Sunday, July 30, 2006

Parental Protectiveness Breeds Big Babies

But what can be done? I've wrote, just this week, about the psychos in my Woodlands, Texas neighborhood. So society has changed.

Tigerhawk talks about his overprotectiveness and wonders about the kind of kids he is raising. His parents think he is nuts. Maybe. I don't know. My parents took risks I wouldn't even imagine now. I don't let my kids walk to school, that's a mile away, by themselves. Even though I did in Kindergarten. And my parents let me do that after a little girl my exact age was abducted from her front yard around the block. Insane.

People are older when they become parents. We know more. We obsess. We make ourselves tired. I'm not sure anything can change this societal trend.

I don't want my kids to grow up to be fearful ninnies. I also don't want them to end up harmed or worse. Finding the balance is a challenge.

H/T Instapundit

1 comment:

  1. Every age has its dangers, and parents adjust accordingly. We don't get to give our children quite the freedoms and restrictions we had ourselves.

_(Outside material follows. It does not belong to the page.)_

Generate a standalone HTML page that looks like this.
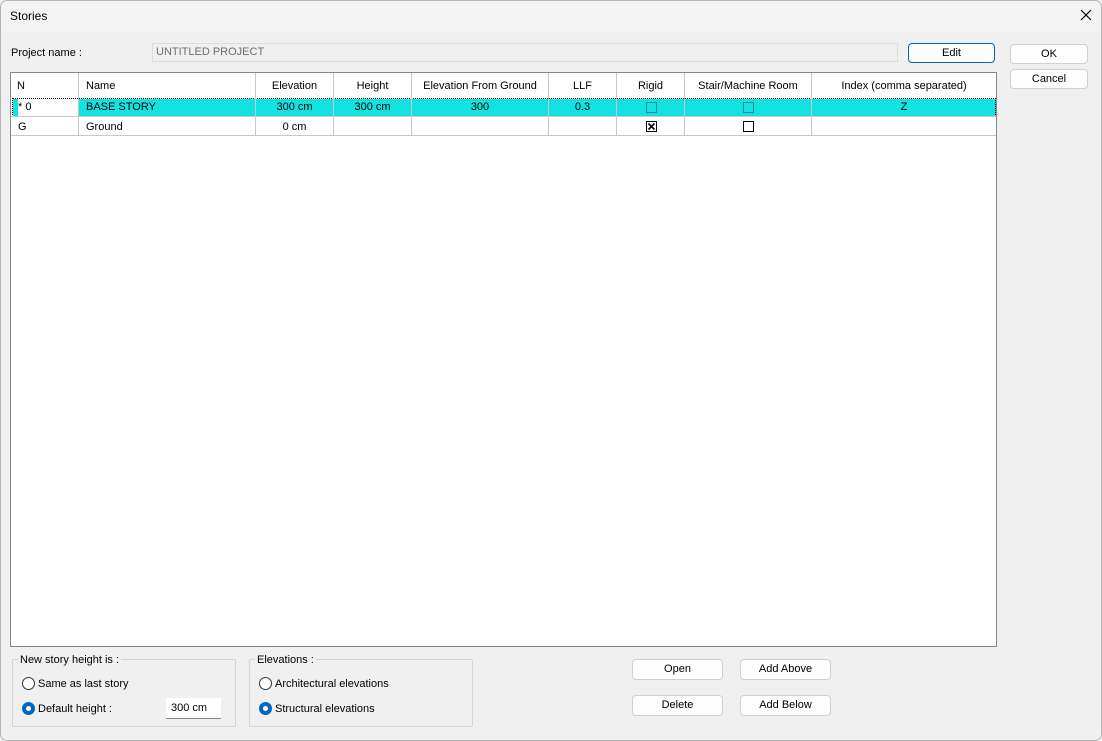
<!DOCTYPE html>
<html><head><meta charset="utf-8"><style>
*{box-sizing:border-box;margin:0;padding:0}
body{width:1102px;height:741px;background:#f0f0f0;font-family:"Liberation Sans",sans-serif;font-size:11px;color:#000;position:relative;overflow:hidden}
.a{position:absolute}
.win{left:0;top:0;width:1102px;height:741px;border:1px solid #b5b5b5;border-radius:7px;background:#f0f0f0}
.title{left:1px;top:1px;width:1100px;height:30px;background:#f3f3f3;border-radius:7px 7px 0 0}
.btn{background:#fdfdfd;border:1px solid #d0d0d0;border-radius:4px;text-align:center;line-height:18px;font-size:11px}
.tbl{left:10px;top:72px;width:987px;height:575px;background:#fff;border:1px solid #828790}
.vl{position:absolute;width:1px;background:#c8c8c8;top:0;height:63px}
.hl{position:absolute;height:1px;background:#c8c8c8;left:0;width:985px}
.t{position:absolute;line-height:14px;font-size:11px;white-space:nowrap}
.c{text-align:center}
.cb{position:absolute;width:11px;height:11px;border:1px solid #000;background:#fff}
.grp{border:1px solid #d5d5d5;border-radius:2px}
.radio{position:absolute;width:13px;height:13px;border-radius:50%;border:1px solid #333;background:#fff}
.radio.on{background:#0067c0;border-color:#0067c0}
.radio.on::after{content:"";position:absolute;left:3px;top:3px;width:5px;height:5px;border-radius:50%;background:#fff}
</style></head><body>
<div class="a win"></div>
<div class="a title"></div>
<div class="t" style="left:10px;top:9px;font-size:12px">Stories</div>
<svg class="a" style="left:1080px;top:9px" width="12" height="12"><path d="M1 1L11 11M11 1L1 11" stroke="#000" stroke-width="1.2"/></svg>

<div class="t" style="left:11px;top:46px">Project name :</div>
<div class="a" style="left:152px;top:43px;width:746px;height:19px;border:1px solid #dcdcdc;background:#f0f0f0"></div>
<div class="t" style="left:156px;top:45px;color:#6d6d6d">UNTITLED PROJECT</div>
<div class="a btn" style="left:908px;top:43px;width:87px;height:20px;border-color:#0067c0">Edit</div>
<div class="a btn" style="left:1010px;top:44px;width:78px;height:20px">OK</div>
<div class="a btn" style="left:1010px;top:69px;width:78px;height:20px">Cancel</div>

<div class="a tbl">
 <div class="a" style="left:2px;top:26px;width:5px;height:17px;background:#12e3e1"></div>
 <div class="a" style="left:67px;top:26px;width:918px;height:17px;background:#12e3e1"></div>
 <div class="a" style="left:1px;top:25px;width:984px;height:19px;border:1px dotted #000"></div>
 <div class="hl" style="top:43px"></div>
 <div class="hl" style="top:62px"></div>
 <div class="vl" style="left:67px"></div>
 <div class="vl" style="left:244px"></div>
 <div class="vl" style="left:322px"></div>
 <div class="vl" style="left:400px"></div>
 <div class="vl" style="left:537px"></div>
 <div class="vl" style="left:605px"></div>
 <div class="vl" style="left:673px"></div>
 <div class="vl" style="left:800px"></div>
 <div class="t" style="left:6px;top:6px">N</div>
 <div class="t" style="left:75px;top:6px">Name</div>
 <div class="t c" style="left:245px;width:77px;top:6px">Elevation</div>
 <div class="t c" style="left:323px;width:77px;top:6px">Height</div>
 <div class="t c" style="left:401px;width:136px;top:6px">Elevation From Ground</div>
 <div class="t c" style="left:538px;width:67px;top:6px">LLF</div>
 <div class="t c" style="left:606px;width:67px;top:6px">Rigid</div>
 <div class="t c" style="left:674px;width:126px;top:6px">Stair/Machine Room</div>
 <div class="t c" style="left:801px;width:184px;top:6px">Index (comma separated)</div>
 <div class="t" style="left:7px;top:27px">* 0</div>
 <div class="t" style="left:75px;top:27px">BASE STORY</div>
 <div class="t c" style="left:245px;width:77px;top:27px">300 cm</div>
 <div class="t c" style="left:323px;width:77px;top:27px">300 cm</div>
 <div class="t c" style="left:401px;width:136px;top:27px">300</div>
 <div class="t c" style="left:538px;width:67px;top:27px">0.3</div>
 <div class="cb" style="left:635px;top:29px;border-color:#1a8a8a;background:transparent"></div>
 <div class="cb" style="left:732px;top:29px;border-color:#1a8a8a;background:transparent"></div>
 <div class="t c" style="left:801px;width:184px;top:27px">Z</div>
 <div class="t" style="left:7px;top:47px">G</div>
 <div class="t" style="left:75px;top:47px">Ground</div>
 <div class="t c" style="left:245px;width:77px;top:47px">0 cm</div>
 <svg class="a" style="left:635px;top:48px" width="11" height="11"><rect x="0.5" y="0.5" width="10" height="10" fill="#fff" stroke="#000"/><path d="M2.5 2.5L8.5 8.5M8.5 2.5L2.5 8.5" stroke="#000" stroke-width="1.6"/></svg>
 <div class="cb" style="left:732px;top:48px"></div>
</div>

<div class="a grp" style="left:12px;top:659px;width:224px;height:68px"></div>
<div class="t" style="left:18px;top:653px;background:#f0f0f0;padding:0 2px">New story height is :</div>
<div class="radio" style="left:22px;top:677px"></div>
<div class="t" style="left:38px;top:677px">Same as last story</div>
<div class="radio on" style="left:22px;top:702px"></div>
<div class="t" style="left:38px;top:702px">Default height :</div>
<div class="a" style="left:166px;top:698px;width:55px;height:21px;background:#fff;border-bottom:1px solid #888"></div>
<div class="t" style="left:171px;top:701px">300 cm</div>

<div class="a grp" style="left:249px;top:659px;width:224px;height:68px"></div>
<div class="t" style="left:255px;top:653px;background:#f0f0f0;padding:0 2px">Elevations :</div>
<div class="radio" style="left:259px;top:677px"></div>
<div class="t" style="left:275px;top:677px">Architectural elevations</div>
<div class="radio on" style="left:259px;top:702px"></div>
<div class="t" style="left:275px;top:702px">Structural elevations</div>

<div class="a btn" style="left:632px;top:659px;width:91px;height:21px">Open</div>
<div class="a btn" style="left:740px;top:659px;width:91px;height:21px">Add Above</div>
<div class="a btn" style="left:632px;top:695px;width:91px;height:21px">Delete</div>
<div class="a btn" style="left:740px;top:695px;width:91px;height:21px">Add Below</div>
</body></html>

    100 years ago, children were in more danger of starving, or of being left orphaned, and parents stressed an ability to fend for oneself accordingly. We're pretty sure that whatever happens to our kids, they won't starve, or won't have to hunt or grow their own food. With an enormously mobile society, however, children are more vulnerable out in public, as they "belong" less to communities and more to their nuclear family only.

    My sons from Romania were and are in some ways much more self-sufficient than my older sons. But I don't think this generalizes to other situations of independence necessarily.